Names on the Wall: The Battle of the Ia Drang Valley

(November 11, 2015 is Veterans Day)

There is no more haunting, moving, or poignant war memorial than the memorial in Washington, DC commemorating the Vietnam War.  It is certainly not the only haunting, moving, poignant place dealing with war.  But, it is unique.

EFA - Vietnam Veterans Memorial

It is unlike any other war memorial, because of the names on the wall.

More than 58,000 of them.

The Vietnam Veterans Memorial does not convey the same sacred sense as the American Military Cemeteries, located both here and abroad.  Shiloh, Antietam, Gettysburg;  Normandy, Lorraine;  others.  American Military Cemeteries are different, because they are mostly cemeteries located at battlefields.  There are names there, too.

And, the Arlington National Cemetery conveys a separate feeling, because of its size, because of its generational span, because of the Tombs of the Unknowns.

The Vietnam Veterans Memorial conveys somewhat of a similar feeling to the 9/11 memorial in New York City, the Flight 93 memorial in Shanksville, PA, the Pentagon.  Mostly, because the relative recency of those events makes us more conscious of those places and facts.

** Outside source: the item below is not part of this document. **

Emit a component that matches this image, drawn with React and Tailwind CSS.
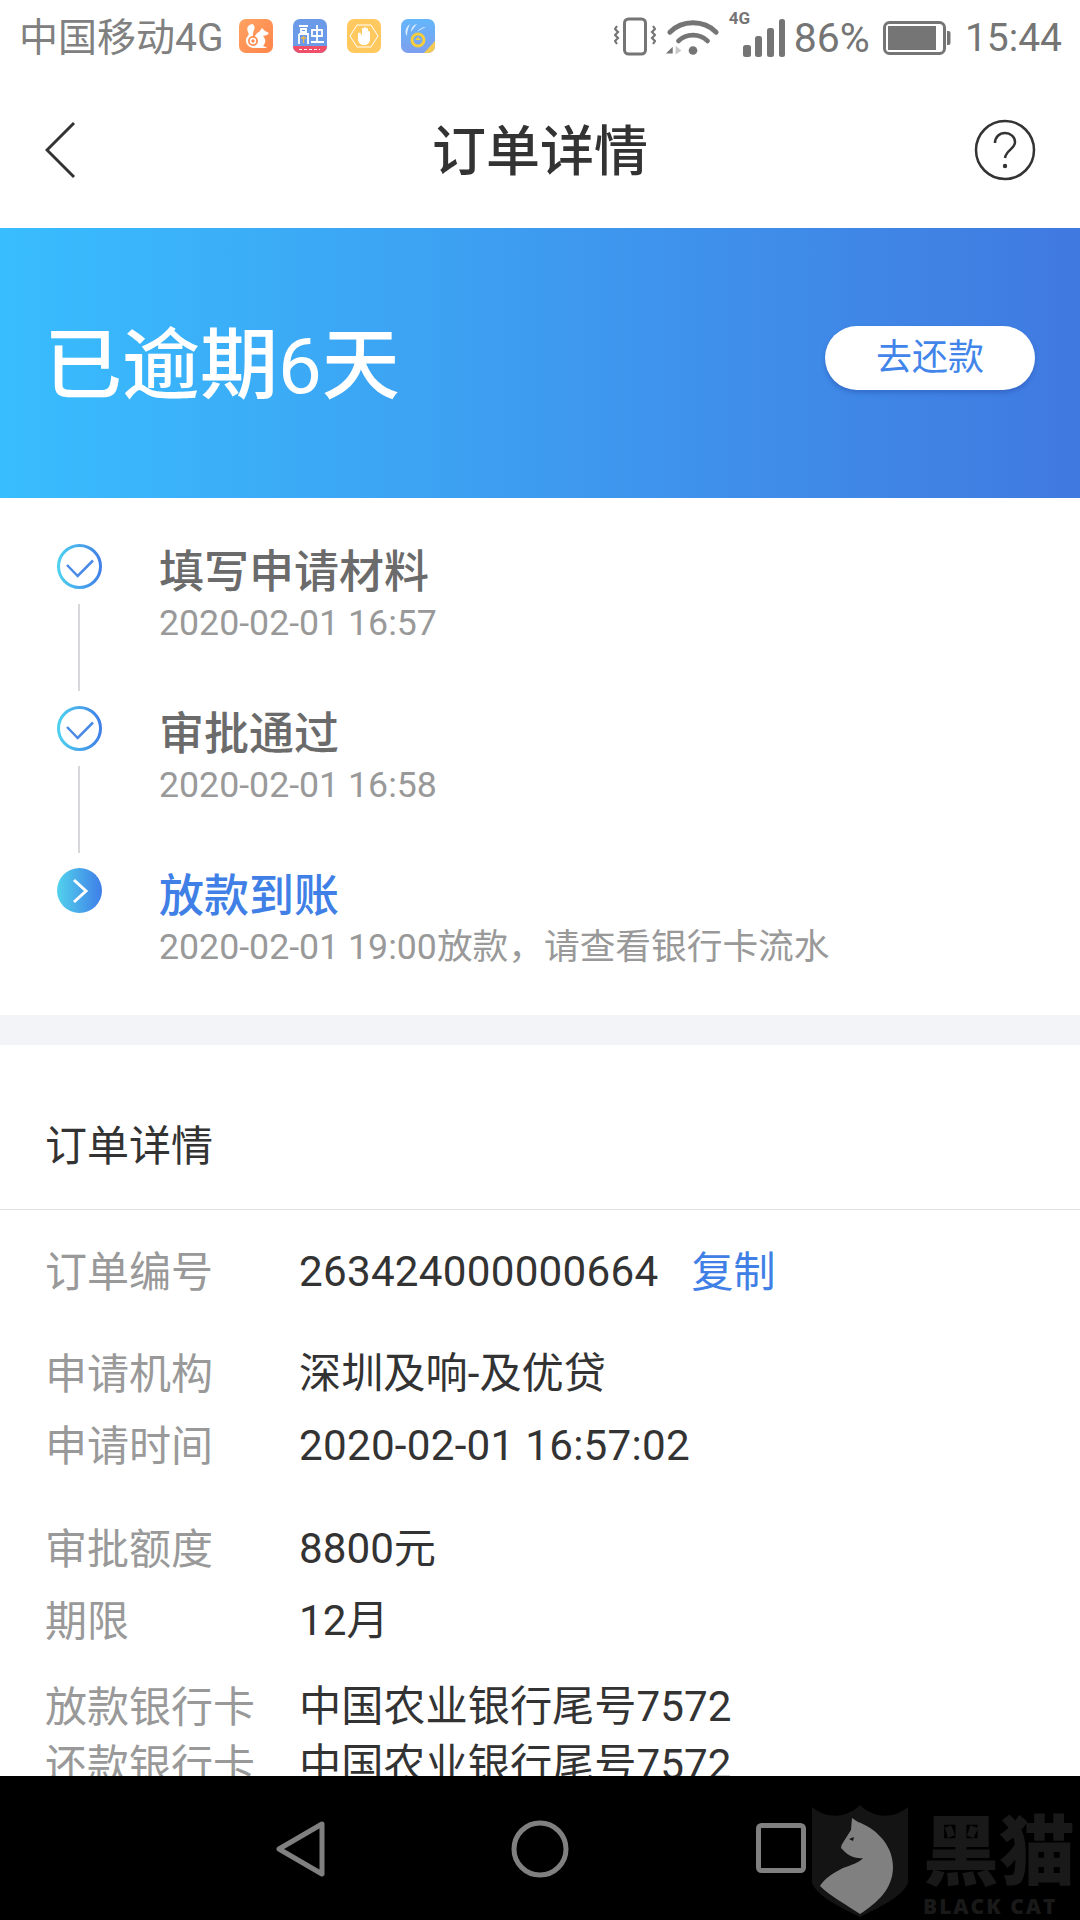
import React from "react";

const font = { fontFamily: '"Roboto", "Noto Sans CJK SC", sans-serif' };

const steps = [
  { title: "填写申请材料", time: "2020-02-01 16:57", done: true },
  { title: "审批通过", time: "2020-02-01 16:58", done: true },
  { title: "放款到账", time: "2020-02-01 19:00放款，请查看银行卡流水", done: false },
];

function UcIcon() {
  return (
    <svg width="34" height="34" viewBox="0 0 34 34">
      <defs>
        <linearGradient id="uc" x1="0" y1="0" x2="1" y2="1">
          <stop offset="0" stopColor="#ffa262" />
          <stop offset="1" stopColor="#ff8549" />
        </linearGradient>
      </defs>
      <rect width="34" height="34" rx="7" fill="url(#uc)" />
      <path d="M13 5c-4 1-6 4-4 8 1 2 1 3-1 5-3 4 0 10 6 11h14c-1-1-3-2-4-2 3-3 3-7 0-10l4-1 2-2-4-2-3-3-3 4c-3 1-4 4-5 6-2-2-1-5 0-8 1-2 1-5-2-6z" fill="#fff" />
      <circle cx="14" cy="22" r="5" fill="#ff8f52" />
      <circle cx="14" cy="22" r="2.500" fill="none" stroke="#fff" strokeWidth="1.500" />
    </svg>
  );
}

function LoanIcon() {
  return (
    <svg width="34" height="34" viewBox="0 0 34 34">
      <rect width="34" height="34" rx="7" fill="#6b9ae8" />
      <path d="M0 27h34a7 7 0 0 1-7 7H7a7 7 0 0 1-7-7z" fill="#ef4f68" />
      <path d="M6 7h9M8 10h5v3H8zM6 15h9v10M6 15v10M24 6v17M19 11h10v6H19zM18 23h13" fill="none" stroke="#fff" strokeWidth="1.800" />
      <path d="M8 19h5M10.500 17v7" stroke="#f2b64c" strokeWidth="1.300" />
      <path d="M6 30.500h21" stroke="#fff" strokeWidth="1.200" strokeDasharray="3 2" />
    </svg>
  );
}

function HandIcon() {
  return (
    <svg width="34" height="34" viewBox="0 0 34 34">
      <rect width="34" height="34" rx="7" fill="#ffc95f" />
      <path d="M10 6h14l7 11-7 11H10L3 17z" fill="none" stroke="#fff" strokeWidth="1" />
      <path d="M11 15v5c0 4 3 6 6 6s6-2 6-6v-7a1 1 0 0 0-2 0v3-6a1 1 0 0 0-2 0v5-6a1 1 0 0 0-2 0v6-5a1 1 0 0 0-2 0v7l-1-2a1 1 0 0 0-3 0z" fill="#fff" />
    </svg>
  );
}

function CoinIcon() {
  return (
    <svg width="34" height="34" viewBox="0 0 34 34">
      <defs>
        <linearGradient id="coin" x1="0" y1="0" x2="0" y2="1">
          <stop offset="0" stopColor="#64b6fb" />
          <stop offset="1" stopColor="#7d9fee" />
        </linearGradient>
      </defs>
      <rect width="34" height="34" rx="7" fill="url(#coin)" />
      <path d="M9 5c-4 3-6 8-3 12 0-4 1-8 3-12zM16 5c-4 1-6 4-6 8 2-3 4-6 6-8zM25 8c-4 0-7 2-9 5 3-2 6-4 9-5z" fill="#dcecff" />
      <circle cx="17" cy="21" r="6" fill="none" stroke="#f6cd3d" strokeWidth="3" />
      <path d="M17 18l3 3h-6z" fill="#f6cd3d" />
      <path d="M34 22v5a7 7 0 0 1-7 7h-4z" fill="#f4cb52" />
    </svg>
  );
}

function StatusBar() {
  return (
    <div className="h-[76px] flex items-center pl-[19px] text-[#808080] bg-white">
      <span className="w-[220px] shrink-0 whitespace-nowrap text-[39px] leading-[76px] -mt-[1px]">中国移动4G</span>
      <div className="flex items-center gap-[20px] -mt-[4px]">
        <UcIcon />
        <LoanIcon />
        <HandIcon />
        <CoinIcon />
      </div>
      <div className="ml-auto flex items-center pr-[18px] text-[#757575]">
        <svg width="42" height="40" viewBox="0 0 42 40" className="-mt-[3px]">
          <rect x="10.500" y="2" width="21" height="35" rx="4" fill="none" stroke="#757575" strokeWidth="3" />
          <path d="M3 9l-2 3 3 3-3 3 3 3-3 3 2 3M39 9l2 3-3 3 3 3-3 3 3 3-2 3" fill="none" stroke="#757575" strokeWidth="2.200" />
        </svg>
        <svg width="56" height="42" viewBox="0 0 58 42" className="ml-[9px] -mt-[3px]">
          <path d="M5 16C18 3 40 3 53 16M14 25c8-8 22-8 30 0" fill="none" stroke="#757575" strokeWidth="5" strokeLinecap="round" />
          <circle cx="29" cy="35" r="4.500" fill="#757575" />
          <path d="M1 38l7-7v7z" fill="#757575" />
          <path d="M11 30l6 5-6 4z" fill="#c8c8c8" />
        </svg>
        <div className="relative w-[58px] h-[56px] ml-[8px] -mt-[3px]">
          <span className="absolute left-0 top-[-1px] text-[17px] leading-[20px] font-bold">4G</span>
          <svg width="44" height="40" viewBox="0 0 44 40" className="absolute right-0 bottom-[6px]">
            <rect x="0" y="26" width="8" height="12" rx="2.500" fill="#757575" />
            <rect x="12" y="17" width="7" height="21" rx="2.500" fill="#757575" />
            <rect x="24" y="9" width="7" height="29" rx="2.500" fill="#757575" />
            <rect x="36" y="0" width="6" height="38" rx="2.500" fill="#757575" />
          </svg>
        </div>
        <span className="text-[41px] leading-[76px] ml-[7px] -mt-[1px]">86%</span>
        <svg width="68" height="34" viewBox="0 0 68 34" className="ml-[13px] -mt-[1px]">
          <rect x="1.500" y="1.500" width="60" height="31" rx="5" fill="none" stroke="#757575" strokeWidth="3" />
          <rect x="5" y="5" width="48" height="24" fill="#757575" />
          <path d="M64 10h1.500a2 2 0 0 1 2 2v10a2 2 0 0 1-2 2H64z" fill="#757575" />
        </svg>
        <span className="text-[39px] leading-[76px] ml-[14px] -mt-[1px]">15:44</span>
      </div>
    </div>
  );
}

function NavBar() {
  return (
    <div className="relative h-[152px] flex items-center justify-center bg-white">
      <svg width="32" height="60" viewBox="0 0 32 60" className="absolute left-[45px] top-[44px]">
        <path d="M29 3L2 30l27 27" fill="none" stroke="#333" strokeWidth="3" />
      </svg>
      <span className="text-[54px] font-medium text-[#333] leading-[60px] mt-[2px]">订单详情</span>
      <svg width="62" height="62" viewBox="0 0 62 62" className="absolute right-[44px] top-[43px]">
        <circle cx="31" cy="31" r="29" fill="none" stroke="#333" strokeWidth="2.500" />
        <path d="M21 24c0-6 4.500-10 10-10s10 4 10 9c0 7-9 8-10 16" fill="none" stroke="#333" strokeWidth="2.500" />
        <circle cx="31" cy="47" r="2.200" fill="#333" />
      </svg>
    </div>
  );
}

function Banner() {
  return (
    <div className="relative h-[270px] flex items-center justify-between pl-[44px] pr-[45px] bg-gradient-to-r from-[#38bdfe] to-[#4079e0]">
      <span className="text-[78px] font-medium text-white leading-[90px] mt-[8px]">
        已逾期<span className="font-normal">6</span>天
      </span>
      <button className="w-[210px] h-[64px] -mt-[11px] rounded-full bg-white text-[#4285ea] text-[36px] leading-[64px] shadow-[0_3px_4px_rgba(40,80,170,0.45)]">
        去还款
      </button>
    </div>
  );
}

function StepIcon({ done }) {
  if (done) {
    return (
      <svg width="45" height="45" viewBox="0 0 45 45" className="block">
        <defs>
          <linearGradient id="ring" x1="0" y1="0" x2="1" y2="0">
            <stop offset="0" stopColor="#4fd0ee" />
            <stop offset="1" stopColor="#4080e8" />
          </linearGradient>
        </defs>
        <circle cx="22.500" cy="22.500" r="21" fill="none" stroke="url(#ring)" strokeWidth="3" />
        <path d="M10 21l10.700 11 15.300-15.500" fill="none" stroke="#4a8ae6" strokeWidth="2.500" />
      </svg>
    );
  }
  return (
    <svg width="45" height="45" viewBox="0 0 45 45" className="block">
      <defs>
        <linearGradient id="dot" x1="0" y1="0" x2="1" y2="0">
          <stop offset="0" stopColor="#52d2ec" />
          <stop offset="1" stopColor="#3f7ee8" />
        </linearGradient>
      </defs>
      <circle cx="22.500" cy="22.500" r="22.500" fill="url(#dot)" />
      <path d="M17 12l12 11-12 11" fill="none" stroke="#fff" strokeWidth="3" />
    </svg>
  );
}

function Timeline() {
  return (
    <div className="h-[517px] pt-[46px] pl-[57px] bg-white">
      {steps.map((s) => (
        <div key={s.title} className="flex h-[162px]">
          <div className="w-[45px] shrink-0">
            <StepIcon done={s.done} />
            {s.done && <div className="w-[2px] h-[87px] mt-[15px] ml-[21px] bg-[#d8d8dc]" />}
          </div>
          <div className="ml-[57px]">
            <div className={`text-[45px] font-medium leading-[52px] mt-[3px] ${s.done ? "text-[#6b6b6b]" : "text-[#4080e6]"}`}>{s.title}</div>
            <div className="text-[35.700px] leading-[40px] mt-[4px] text-[#999]">{s.time}</div>
          </div>
        </div>
      ))}
    </div>
  );
}

function Row({ label, value, className, valueClass = "", children }) {
  return (
    <div className={`flex items-center ${className}`}>
      <span className="w-[254px] text-[42px] text-[#999] shrink-0">{label}</span>
      <span className={`text-[42.200px] text-[#333] ${valueClass}`}>{value}</span>
      {children}
    </div>
  );
}

function Details() {
  return (
    <div className="bg-white">
      <div className="h-[165px] border-b border-[#e0e0e0] flex items-end pl-[45px] pb-[34px]">
        <span className="text-[42px] leading-[56px] text-[#333]">订单详情</span>
      </div>
      <div className="pl-[45px] pt-[26px] whitespace-nowrap">
        <Row label="订单编号" value="263424000000664" valueClass="tracking-[0.25px]" className="h-[72px]">
          <span className="ml-[33px] text-[42px] text-[#4080e6]">复制</span>
        </Row>
        <Row label="申请机构" value="深圳及响-及优贷" className="h-[72px] mt-[30px]" />
        <Row label="申请时间" value="2020-02-01 16:57:02" valueClass="tracking-[0.25px]" className="h-[72px]" />
        <Row label="审批额度" value="8800元" className="h-[72px] mt-[31px]" />
        <Row label="期限" value="12月" className="h-[72px]" />
        <Row label="放款银行卡" value="中国农业银行尾号7572" className="h-[58px] mt-[21px]" />
        <Row label="还款银行卡" value="中国农业银行尾号7572" className="h-[58px]" />
      </div>
    </div>
  );
}

function Watermark() {
  return (
    <div className="absolute left-[811px] top-[1805px] w-[269px] h-[112px] flex">
      <svg width="98" height="112" viewBox="0 0 98 112" className="shrink-0">
        <path d="M1 2C15 14 35 14 49 0c14 14 34 14 48 2v76c-6 14-28 24-48 34C29 102 7 92 1 78z" fill="#141414" />
        <path d="M41 13l6 4c15 5 35 21 35 45 0 22-16 36-33 47C36 100 20 92 9 81c4-7 13-13 23-18 8-3 16-5 20-10-6 1-14-2-18-6l-4-4q0-3 3-7l7-11z" fill="#808080" />
        <path d="M38 34l5-2-1 4z" fill="#141414" />
      </svg>
      <div className="ml-[14px] flex flex-col text-[#191919] font-black whitespace-nowrap">
        <span className="text-[76px] leading-[76px] mt-[10px]">黑猫</span>
        <span className="text-[21px] leading-[24px] mt-[3px] tracking-[2px]" style={{ fontFamily: '"Open Sans", sans-serif' }}>
          BLACK CAT
        </span>
      </div>
    </div>
  );
}

function BottomBar() {
  return (
    <div className="h-[144px] shrink-0 bg-black flex items-start pt-[44px] pl-[276px]">
      <svg width="50" height="58" viewBox="0 0 50 58">
        <path d="M46 4L3 29l43 25z" fill="none" stroke="#808080" strokeWidth="5" strokeLinejoin="round" />
      </svg>
      <svg width="58" height="58" viewBox="0 0 58 58" className="ml-[185px]">
        <circle cx="29" cy="29" r="26" fill="none" stroke="#808080" strokeWidth="5" />
      </svg>
      <svg width="50" height="50" viewBox="0 0 50 50" className="ml-[187px] mt-[3px]">
        <rect x="2.500" y="2.500" width="45" height="45" rx="3" fill="none" stroke="#808080" strokeWidth="5" />
      </svg>
    </div>
  );
}

export default function App() {
  return (
    <div className="relative w-[1080px] h-[1920px] flex flex-col overflow-hidden bg-white" style={font}>
      <div className="flex-1 min-h-0 overflow-hidden">
        <StatusBar />
        <NavBar />
        <Banner />
        <Timeline />
        <div className="h-[30px] bg-[#f3f4f8]" />
        <Details />
      </div>
      <BottomBar />
      <Watermark />
    </div>
  );
}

And, because of the names.

The Battle of the Ia Drang was the first major engagement of US troops in the Vietnam War.  It was the first use of air cavalry, with some of Custer’s 7th Cavalry units reassigned to the 1st Cavalry Division.

The  names of those killed during the Battle of the Ia Drang are found on Panel 3E of the Vietnam Veterans Memorial;  because of the detail with which Gen. Moore and Joe Galloway wrote We Were Soldiers Once…And Young, you recall those names, and their stories.

Men like SP4 Willie Godboldt and Lt. Jack Geoghegan, who died together, one trying to save the other, and are listed, side-by-side, on the wall.

The names are important, and their stories are important;  all of them.

EFA - Rick Rescorla

Because of the detail, you also recall the stories of many of the men who survived the battle.  Men like Congressional Medal of Honor recipients Capt. Ed Freeman and Major Bruce Crandall.  Men like 2Lt Rick Rescorla, who’s photograph (above) was taken during the battle, and who died more than three decades later in the attack on the World Trade Center on 9/11.

The Vietnam War would continue for almost ten years after the Ia Drang.  There would be Tet, Khe Sanh, many other engagements.  At the time of this battle, I was a 15 year-old high school kid.  By the time I graduated from college in 1972, the draft lottery was only being called up to number 95;  I was number 98.  My backup plan was OCS;  I didn’t have to go, so I didn’t.  I regret that decision.  Someone who fought in the Ia Drang later told me that by 1973, my involvement would have been pointless;  nevertheless, I regret that decision.


The Battle of the Ia Drang Valley was a series of engagements during the Vietnam War that occurred November 14-18, 1965, 50 years ago this week;  the battle was chronicled in the book We Were Soldiers Once…And Young, by Lt. Gen. Hal G. Moore and Joseph L. Galloway.  It is the finest account of battle I have ever read.

Veterans, thank you for all you have done.